The Korean President’s Dinner: President Obama, I Owe You This One

Funny...you don't LOOK Japanese!

Having joined reflexive Obama-bashers by assuming the worst based on an unjustified reading of a leaked diplomatic cable and subsequently criticizing the White House for something it did not do, allow me to continue my contrition and repentance by flagging another example of the same phenomenon, also involving Asian diplomacy and equally unfair, being trumpeted by some of the same sources that led me astray.

The headlines: “ANOTHER WHITE HOUSE STAFF SCREWUP”  (Instapundit) …“Obama Honors South Korean President With Japanese Food” (The National Review)

Where did this come from? USA Today reported the fare for the upcoming  White House dinner honoring South Korean President Lee Myung Bak:

The full dinner menu:

First Course:
Butternut Squash Bisque, Honey Poached Cranberries, Virginia Cured Ham, Pumpkin Seed Praline, Crème Fraiche

Second Course:
Early Fall Harvest Salad on Daikon Sheets, Masago Rice Pearl Crispies, Rice Wine Vinaigrette

Main Course
Texas Wagyu Beef, Orange-Ginger Fondue, Sauteed Kale, Roasted Kabocha Squash

Dessert
Chocolate Malt Devils Food Layers With Pear and Almond Brittle

An American wine will be paired with each course.

Noting the undeerlined selections, National Review writer  Greg Pollowitz snarked,

“What’s next? German beer for when Netanyahu visits? Does the President of the U.S. not know the history of Japanese atrocities in WWII? Koreans in all 57 states would like an explanation.”

Funny…except that Diakon and Kabocha squash are both common ingredients  in South Korean cuisine despite their Japanese names, and serving a Japanese breed of cattle raised on a Texas ranch is hardly a faux pas. It’s American cattle by the time it gets to the table, pardner!

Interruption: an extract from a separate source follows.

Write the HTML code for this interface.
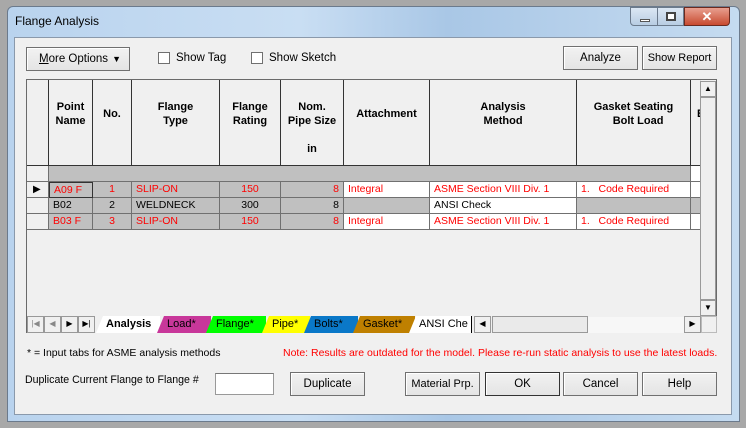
<!DOCTYPE html>
<html><head><style>
*{margin:0;padding:0;box-sizing:border-box}
body{width:746px;height:428px;overflow:hidden;background:#a8a8a8;font-family:"Liberation Sans",sans-serif;font-size:12px;color:#000;position:relative}
.a{position:absolute}
.frame{left:7px;top:6px;width:733px;height:416px;background:linear-gradient(90deg,#b9d3ee,#c9def3 40%,#a9c7e6 60%,#c5dbf0);border:1px solid #6b7a8c;border-radius:6px 6px 0 0}
.panel{left:14px;top:37px;width:718px;height:378px;background:#f0f0f0;border:1px solid #8a99ab}
.btn{position:absolute;background:linear-gradient(#f2f2f2,#e4e4e4);border:1px solid #707070;box-shadow:inset 1px 1px #fff;text-align:center;font-size:11.5px}
.cb{position:absolute;width:12px;height:12px;border:1px solid #707070;background:#fff}
.grid{left:26px;top:79px;width:691px;height:254px;border:1px solid #6a6a6a;background:#f0f0f0;overflow:hidden}
.c{position:absolute;border-right:1px solid #333;border-bottom:1px solid #333;font-weight:bold;text-align:center;font-size:11px;line-height:14px;background:#f0f0f0}
.r{position:absolute;border-right:1px solid #707070;border-bottom:1px solid #707070;font-size:10.5px;line-height:15px;padding:0 4px;white-space:nowrap;overflow:hidden}
.red{color:#f00}.g{background:#c0c0c0}.w{background:#fff}
.tab{position:absolute;top:316px;height:17px;font-size:11px;line-height:17px;padding-left:10px;clip-path:polygon(0 100%,7px 0,100% 0,100% 100%);white-space:nowrap;overflow:hidden}
.sb{position:absolute;background:#f0f0f0;border:1px solid #999;font-size:8px;text-align:center;line-height:14px}
</style></head><body>
<div class="a frame"></div>
<div class="a" style="left:15px;top:14px;font-size:12px">Flange Analysis</div>
<div class="a" style="left:630px;top:7px;width:28px;height:19px;border:1px solid #6b7a8c;border-radius:0 0 0 4px;background:linear-gradient(#dbe7f4,#b8cde3)"><div class="a" style="left:9px;top:11px;width:10px;height:3px;border:1px solid #555;background:#fff"></div></div>
<div class="a" style="left:657px;top:7px;width:27px;height:19px;border:1px solid #6b7a8c;background:linear-gradient(#dbe7f4,#b8cde3)"><div class="a" style="left:8px;top:4px;width:10px;height:9px;border:2px solid #444;background:#fff"></div></div>
<div class="a" style="left:684px;top:7px;width:46px;height:19px;border:1px solid #6b2a1f;border-radius:0 0 4px 0;background:linear-gradient(#e8a090,#c84a30);color:#fff;font-weight:bold;text-align:center;line-height:18px;font-size:13px">✕</div>
<div class="a panel"></div>
<div class="btn" style="left:26px;top:47px;width:104px;height:24px;line-height:22px;text-align:left;padding-left:12px"><u>M</u>ore Options<span style="position:absolute;right:8px;font-size:9px">▼</span></div>
<div class="cb" style="left:158px;top:52px"></div><div class="a" style="left:176px;top:52px;font-size:11.5px">Show Tag</div>
<div class="cb" style="left:251px;top:52px"></div><div class="a" style="left:269px;top:52px;font-size:11.5px">Show Sketch</div>
<div class="btn" style="left:563px;top:46px;width:75px;height:24px;line-height:22px">Analyze</div>
<div class="btn" style="left:642px;top:46px;width:75px;height:24px;line-height:22px;font-size:11px">Show Report</div>
<div class="a grid">
 <div class="c" style="left:0;top:0;width:22px;height:86px"></div>
 <div class="c" style="left:22px;top:0;width:44px;height:86px;padding-top:20px">Point<br>Name</div>
 <div class="c" style="left:66px;top:0;width:39px;height:86px;padding-top:27px">No.</div>
 <div class="c" style="left:105px;top:0;width:88px;height:86px;padding-top:20px">Flange<br>Type</div>
 <div class="c" style="left:193px;top:0;width:61px;height:86px;padding-top:20px">Flange<br>Rating</div>
 <div class="c" style="left:254px;top:0;width:63px;height:86px;padding-top:20px">Nom.<br>Pipe Size<br><br>in</div>
 <div class="c" style="left:317px;top:0;width:86px;height:86px;padding-top:27px">Attachment</div>
 <div class="c" style="left:403px;top:0;width:147px;height:86px;padding-top:20px">Analysis<br>Method</div>
 <div class="c" style="left:550px;top:0;width:114px;height:86px;padding-top:20px">Gasket Seating<br>&nbsp;&nbsp;&nbsp;Bolt Load</div>
 <div class="c" style="left:664px;top:0;width:20px;height:86px;padding-top:27px;text-align:left;padding-left:6px">B</div>
 <div class="r" style="left:0;top:86px;width:22px;height:16px;background:#f0f0f0"></div>
 <div class="r g" style="left:22px;top:86px;width:642px;height:16px"></div>
 <div class="r w" style="left:664px;top:86px;width:20px;height:16px"></div>
 <div class="r" style="left:0;top:102px;width:22px;height:16px;background:#f0f0f0;font-size:10px;padding-left:6px">▶</div>
 <div class="r g red" style="left:22px;top:102px;width:44px;height:16px;border:1px solid #333">A09 F</div>
 <div class="r g red" style="left:66px;top:102px;width:39px;height:16px;text-align:center">1</div>
 <div class="r g red" style="left:105px;top:102px;width:88px;height:16px">SLIP-ON</div>
 <div class="r g red" style="left:193px;top:102px;width:61px;height:16px;text-align:center">150</div>
 <div class="r g red" style="left:254px;top:102px;width:63px;height:16px;text-align:right">8</div>
 <div class="r w red" style="left:317px;top:102px;width:86px;height:16px">Integral</div>
 <div class="r w red" style="left:403px;top:102px;width:147px;height:16px">ASME Section VIII Div. 1</div>
 <div class="r w red" style="left:550px;top:102px;width:114px;height:16px">1.&nbsp;&nbsp; Code Required</div>
 <div class="r w" style="left:664px;top:102px;width:20px;height:16px"></div>
 <div class="r" style="left:0;top:118px;width:22px;height:16px;background:#f0f0f0"></div>
 <div class="r g" style="left:22px;top:118px;width:44px;height:16px">B02</div>
 <div class="r g" style="left:66px;top:118px;width:39px;height:16px;text-align:center">2</div>
 <div class="r g" style="left:105px;top:118px;width:88px;height:16px">WELDNECK</div>
 <div class="r g" style="left:193px;top:118px;width:61px;height:16px;text-align:center">300</div>
 <div class="r g" style="left:254px;top:118px;width:63px;height:16px;text-align:right">8</div>
 <div class="r g" style="left:317px;top:118px;width:86px;height:16px"></div>
 <div class="r w" style="left:403px;top:118px;width:147px;height:16px">ANSI Check</div>
 <div class="r g" style="left:550px;top:118px;width:114px;height:16px"></div>
 <div class="r g" style="left:664px;top:118px;width:20px;height:16px"></div>
 <div class="r" style="left:0;top:134px;width:22px;height:16px;background:#f0f0f0"></div>
 <div class="r g red" style="left:22px;top:134px;width:44px;height:16px">B03 F</div>
 <div class="r g red" style="left:66px;top:134px;width:39px;height:16px;text-align:center">3</div>
 <div class="r g red" style="left:105px;top:134px;width:88px;height:16px">SLIP-ON</div>
 <div class="r g red" style="left:193px;top:134px;width:61px;height:16px;text-align:center">150</div>
 <div class="r g red" style="left:254px;top:134px;width:63px;height:16px;text-align:right">8</div>
 <div class="r w red" style="left:317px;top:134px;width:86px;height:16px">Integral</div>
 <div class="r w red" style="left:403px;top:134px;width:147px;height:16px">ASME Section VIII Div. 1</div>
 <div class="r w red" style="left:550px;top:134px;width:114px;height:16px">1.&nbsp;&nbsp; Code Required</div>
 <div class="r w" style="left:664px;top:134px;width:20px;height:16px"></div>
 <div class="a" style="left:673px;top:0;width:17px;height:236px;background:#f0f0f0;border-left:1px solid #ddd"></div>
 <div class="sb" style="left:673px;top:1px;width:16px;height:16px">▲</div>
 <div class="sb" style="left:673px;top:17px;width:16px;height:203px;background:#eeeeee"></div>
 <div class="sb" style="left:673px;top:220px;width:16px;height:16px">▼</div>
</div>
<div class="a" style="left:27px;top:316px;width:689px;height:17px;background:#f0f0f0"></div>
<div class="sb" style="left:27px;top:316px;width:17px;height:17px;color:#888">|◀</div>
<div class="sb" style="left:44px;top:316px;width:17px;height:17px;color:#888">◀</div>
<div class="sb" style="left:61px;top:316px;width:17px;height:17px">▶</div>
<div class="sb" style="left:78px;top:316px;width:17px;height:17px">▶|</div>
<div class="tab" style="left:96px;width:64px;background:#fff;font-weight:bold">Analysis</div>
<div class="tab" style="left:157px;width:54px;background:#c8379a">Load*</div>
<div class="tab" style="left:206px;width:60px;background:#00ff00">Flange*</div>
<div class="tab" style="left:262px;width:48px;background:#ffff00">Pipe*</div>
<div class="tab" style="left:304px;width:54px;background:#0a78c8">Bolts*</div>
<div class="tab" style="left:353px;width:62px;background:#bf8000">Gasket*</div>
<div class="tab" style="left:409px;width:63px;background:#fff;border-right:1px solid #000">ANSI Che</div>
<div class="sb" style="left:474px;top:316px;width:17px;height:17px">◀</div>
<div class="sb" style="left:492px;top:316px;width:96px;height:17px;background:#eaeaea"></div>
<div class="a" style="left:588px;top:317px;width:97px;height:16px;background:#f7f7f7"></div>
<div class="sb" style="left:684px;top:316px;width:17px;height:17px">▶</div>
<div class="a" style="left:701px;top:316px;width:16px;height:17px;background:#f0f0f0;border:1px solid #bbb"></div>
<div class="a" style="left:27px;top:347px;font-size:10.5px">* = Input tabs for ASME analysis methods</div>
<div class="a" style="left:283px;top:347px;font-size:10.5px;color:#f00;white-space:nowrap">Note: Results are outdated for the model. Please re-run static analysis to use the latest loads.</div>
<div class="a" style="left:25px;top:374px;font-size:10.6px">Duplicate Current Flange to Flange #</div>
<div class="a" style="left:215px;top:373px;width:59px;height:22px;background:#fff;border:1px solid #999;border-top-color:#777"></div>
<div class="btn" style="left:290px;top:372px;width:75px;height:24px;line-height:22px">Duplicate</div>
<div class="btn" style="left:405px;top:372px;width:75px;height:24px;line-height:22px;font-size:11px">Material Prp.</div>
<div class="btn" style="left:485px;top:372px;width:75px;height:24px;line-height:22px;border-color:#333">OK</div>
<div class="btn" style="left:563px;top:372px;width:75px;height:24px;line-height:22px">Cancel</div>
<div class="btn" style="left:642px;top:372px;width:75px;height:24px;line-height:22px">Help</div>
</body></html>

I am, obviously, aware that President Obama’s White House staff and his advisors have been unacceptably inept and careless on too many occasions, but like everyone else, they deserve to be criticized when they actually fail, rather than when journalists, bloggers and critics eager for a “gotcha!” don’t do their research.

9 thoughts on “The Korean President’s Dinner: President Obama, I Owe You This One

  1. I am just so relieved! The Obama administration can’t get anything right when it’s policy-related, but they do know their food! I feel so much better about our Executive Branch now! Kudos to them, and to you, Jack, for admitting an error.

  2. Dear Jack,
    I have read your blog and I like it a lot. I am a Swedish student who’s taking a Business Ethics class where our assignment is to analyze different ethics blogs. I would appreciate if you took a few minutes to answer a few questions.

    How do you look at moral leadership? How is a good leader acting according to you and what are many leaders doing wrong in todays business according to you?
    This may be a personal question, but only answer if you feel comfortable with it. Are you a democrat or a republican?

    When you look at a ethical dilemma, what is the first thing that comes to your mind. Do you look from different ethical theories perspectives (utilitarism, egoism etc)?

    Thank you,
    Daniel

  3. There is no such thing as “Wagyu Beef” . Wagyu means cow. Plus the cows in Texas are not true japanese “wagyu” as they have been cross bread with Long Horns.

    • Well, “no such thing” is a bit misleading—it is not a breed of beef. The term is used to describe any Japanese breed of beef. If they just said they were having “Wagyu”, everyone would ask, “What’s THAT?” Answer: beef. So it saves trouble and time.

      • Saying wagyu beef makes as much since as saying cow beef. There are five major breeds of Wagyu in Japan with each breed being associated with different prefectures which each raise their wagyu in dfferent ways. The proper discription would have been have been Texas beef as that is where the beef was from.

        Lableing something Wagyu beef is like the the mushroom farmers who had an abundance of overgrown brown muchrooms that they couldnt sell so they labled them portabelllo and created a market for them when all them.

    • True enough, Bill. The crossbreed between the longhorn and the imported British Black Angus led to a breed that combined the hardiness of the longhorn and the “meatiness” of the angus. That, plus the advent of the railroads, made the Texas cattle industry and pulled the state out of the post-war depression. Purebred longhorns are actually fairly rare these days.

      • Sorry I should have said Angus not long horn.

        And I would rather have the Texas Angus steak versus the japanese. I alsywas found Kobe beef to tasteless.